NFLPA has agreement to provide continuous biometric monitoring devices to players

The NFL Players Association has reached an exclusive agreement to deliver continuous biometric monitors to its members, the next step in an escalating marketplace for wearable technology. The deal with WHOOP, a company that also provides CBMs to Major League Baseball players, was announced Monday morning.

Distribution to interested NFL players began earlier this offseason and will accelerate this week in Philadelphia, site of the 2017 draft. The wrist-worn device, known as the WHOOP Strap 2.0, will transmit physiological data on sleep and recovery, among other data sets. The information is different from what is generated by the NFL-owned chips worn in games and practices, which largely measure location and exertion.

The agreement with WHOOP also gives players the right to sell their data as the market intensifies for elite athletic training methods.

"A lot of people still view data and approach it as something to be feared," said Ahmad Nasser, the president of NFL Players Inc., the NFLPA's licensing and marketing subsidiary. "Our thought is that this data is absolutely useful to our players, from helping them recover from injuries to making sure they are healthy in their post-career lives. We want that for them, and also the commercialization and monetization standpoint as well."

Will Ahmed, the founder and CEO of WHOOP, said the industry is seeing a "new era" of interest in physiological data of elite players, both from the athletes themselves and the exercise community. The CBM device targeted for NFL players will use five sensors to take readings 100 times per second, Ahmed said, providing "continuous data, 24-7." It provides a nightly sleep goal based on the body's current condition, and according to Ahmed, has resulted in an average of 41 minutes of additional sleep per night from previous users.

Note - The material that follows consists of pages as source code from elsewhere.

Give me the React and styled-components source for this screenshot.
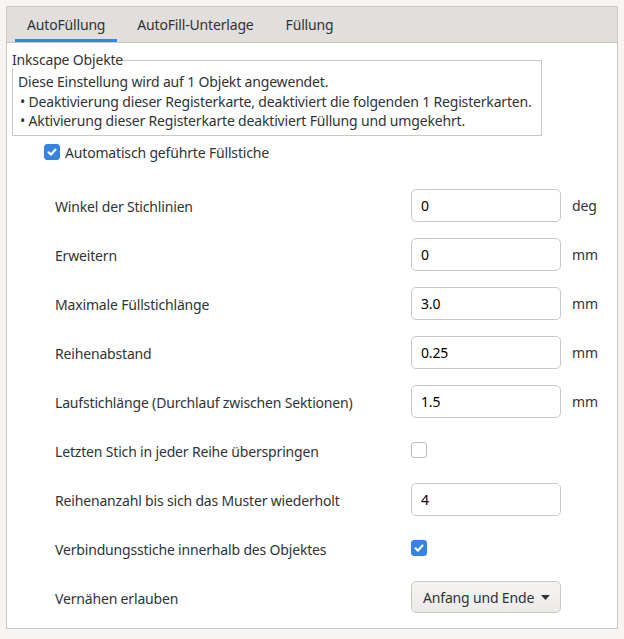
import React from 'react';
import styled, { createGlobalStyle } from 'styled-components';

const GlobalStyle = createGlobalStyle`
  html, body {
    margin: 0;
    padding: 0;
    background: #f6f5f4;
    font-family: "Noto Sans", "DejaVu Sans", sans-serif;
    font-size: 14px;
    letter-spacing: -0.17px;
    color: #2e3436;
  }
`;

const Window = styled.div`
  width: 624px;
  height: 639px;
  box-sizing: border-box;
  padding: 6px 6px 10px 6px;
  background: #f6f5f4;
`;

const Notebook = styled.div`
  border: 1px solid #cdc7c2;
  background: #ffffff;
  height: 100%;
  box-sizing: border-box;
  display: flex;
  flex-direction: column;
`;

const TabBar = styled.div`
  flex-shrink: 0;
  display: flex;
  background: #e1dedb;
  border-bottom: 1px solid #cdc7c2;
  height: 36px;
  box-sizing: border-box;
  padding-left: 8px;
`;

const Tab = styled.div`
  padding: 0 12px;
  display: flex;
  align-items: center;
  margin-right: 8px;
  color: #2e3436;
  box-shadow: ${p => (p.active ? 'inset 0 -3px 0 #3584e4' : 'none')};
`;

const Page = styled.div`
  padding: 5px 5px 0 5px;
`;

const Group = styled.fieldset`
  margin: 4px 70px 0 0;
  padding: 4px 6px 4px 5px;
  border: 1px solid #cdc7c2;
  line-height: 19.5px;
`;

const Legend = styled.legend`
  padding: 0;
  margin-left: -6px;
  line-height: 16px;
`;

const Line = styled.div`
  padding-left: ${p => (p.bullet ? '2px' : '0')};
  white-space: nowrap;
`;

const CheckRow = styled.label`
  display: flex;
  align-items: center;
  gap: 5px;
  margin: 7px 0 0 32px;
`;

const Box = styled.span`
  width: 16px;
  height: 16px;
  border-radius: 3px;
  box-sizing: border-box;
  display: inline-flex;
  align-items: center;
  justify-content: center;
  background: ${p => (p.checked ? '#3584e4' : '#ffffff')};
  border: 1px solid ${p => (p.checked ? '#3584e4' : '#c0bbb6')};
`;

const Form = styled.div`
  display: grid;
  grid-template-columns: 345px 150px auto;
  grid-auto-rows: 49px;
  align-items: center;
  column-gap: 11px;
  margin: 19px 0 0 43px;
`;

const Label = styled.div`
  padding-top: 2px;
  white-space: nowrap;
`;

const Field = styled.div`
  width: 100%;
  height: 33px;
  box-sizing: border-box;
  border: 1px solid #cdc7c2;
  border-radius: 5px;
  padding: 0 9px;
  display: flex;
  align-items: center;
  color: #000;
`;

const Unit = styled.div`
  color: #2e3436;
`;

const Cell = styled.div`
  display: flex;
  align-items: center;
`;

const Combo = styled.div`
  width: 100%;
  height: 32px;
  box-sizing: border-box;
  border: 1px solid #cdc7c2;
  border-radius: 5px;
  background: linear-gradient(#f4f3f2, #ecebea);
  display: flex;
  align-items: center;
  padding: 0 10px 0 11px;
  gap: 7px;
  white-space: nowrap;
`;

const Check = ({ checked }) => (
  <Box checked={checked}>
    {checked && (
      <svg width="12" height="12" viewBox="0 0 12 12">
        <path d="M2.5 6.3 L5 8.6 L9.5 3.6" stroke="#fff" strokeWidth="2.2" strokeLinecap="round" strokeLinejoin="round" fill="none" />
      </svg>
    )}
  </Box>
);

const rows = [
  { label: 'Winkel der Stichlinien', value: '0', unit: 'deg' },
  { label: 'Erweitern', value: '0', unit: 'mm' },
  { label: 'Maximale Füllstichlänge', value: '3.0', unit: 'mm' },
  { label: 'Reihenabstand', value: '0.25', unit: 'mm' },
  { label: 'Laufstichlänge (Durchlauf zwischen Sektionen)', value: '1.5', unit: 'mm' },
  { label: 'Letzten Stich in jeder Reihe überspringen', check: false },
  { label: 'Reihenanzahl bis sich das Muster wiederholt', value: '4' },
  { label: 'Verbindungsstiche innerhalb des Objektes', check: true },
  { label: 'Vernähen erlauben', combo: 'Anfang und Ende' },
];

export default function App() {
  return (
    <>
      <GlobalStyle />
      <Window>
        <Notebook>
          <TabBar>
            <Tab active>AutoFüllung</Tab>
            <Tab>AutoFill-Unterlage</Tab>
            <Tab>Füllung</Tab>
          </TabBar>
          <Page>
            <Group>
              <Legend>Inkscape Objekte</Legend>
              <Line>Diese Einstellung wird auf 1 Objekt angewendet.</Line>
              <Line bullet>• Deaktivierung dieser Registerkarte, deaktiviert die folgenden 1 Registerkarten.</Line>
              <Line bullet>• Aktivierung dieser Registerkarte deaktiviert Füllung und umgekehrt.</Line>
            </Group>
            <CheckRow>
              <Check checked />
              Automatisch geführte Füllstiche
            </CheckRow>
            <Form>
              {rows.map((r, i) => (
                <React.Fragment key={i}>
                  <Label>{r.label}</Label>
                  <Cell>
                    {r.value !== undefined && <Field>{r.value}</Field>}
                    {r.check !== undefined && <Check checked={r.check} />}
                    {r.combo && (
                      <Combo>
                        {r.combo}
                        <svg width="12" height="7" viewBox="0 0 12 7">
                          <path d="M0 0 H12 L6 7 Z" fill="#2e3436" />
                        </svg>
                      </Combo>
                    )}
                  </Cell>
                  <Unit>{r.unit || ''}</Unit>
                </React.Fragment>
              ))}
            </Form>
          </Page>
        </Notebook>
      </Window>
    </>
  );
}
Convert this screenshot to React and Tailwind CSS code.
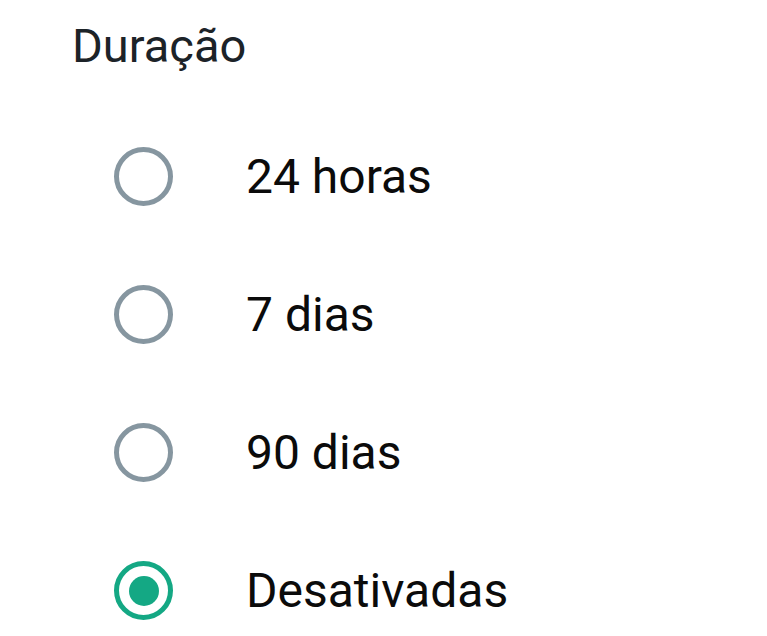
import React, { useState } from 'react'

const OPTIONS = ['24 horas', '7 dias', '90 dias', 'Desativadas']

function Radio({ checked }) {
  return (
    <div
      className={`w-[59px] h-[59px] rounded-full border-[5px] flex items-center justify-center shrink-0 ${
        checked ? 'border-[#14a884]' : 'border-[#8696a0]'
      }`}
    >
      {checked && <div className="w-[30px] h-[30px] rounded-full bg-[#14a884]" />}
    </div>
  )
}

export default function App() {
  const [value, setValue] = useState('Desativadas')

  return (
    <div className="w-[767px] h-[636px] bg-white overflow-hidden" style={{ fontFamily: 'Roboto, "Noto Sans", sans-serif' }}>
      <div className="pl-[72px] pt-[20px] text-[47px] leading-[52px] text-[#1c2328]">Duração</div>
      <div className="mt-[75px] flex flex-col gap-[79px]">
        {OPTIONS.map(opt => (
          <div key={opt} className="flex items-center h-[59px] pl-[114px] cursor-pointer" onClick={() => setValue(opt)}>
            <Radio checked={value === opt} />
            <span className="ml-[73px] text-[48px] leading-[59px] text-[#0b0b0b]">{opt}</span>
          </div>
        ))}
      </div>
    </div>
  )
}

"The NFL's current products are very focused on exercise or games," Ahmed said, "whereas we believe there is a whole story around the other 20 hours of the day and how an athlete optimizes for recovery and performance. That's a story that the public would also take great interest. How do the best athletes treat their bodies to recover optimally from a grueling sport? That's a story that has never been told before about professional athletes."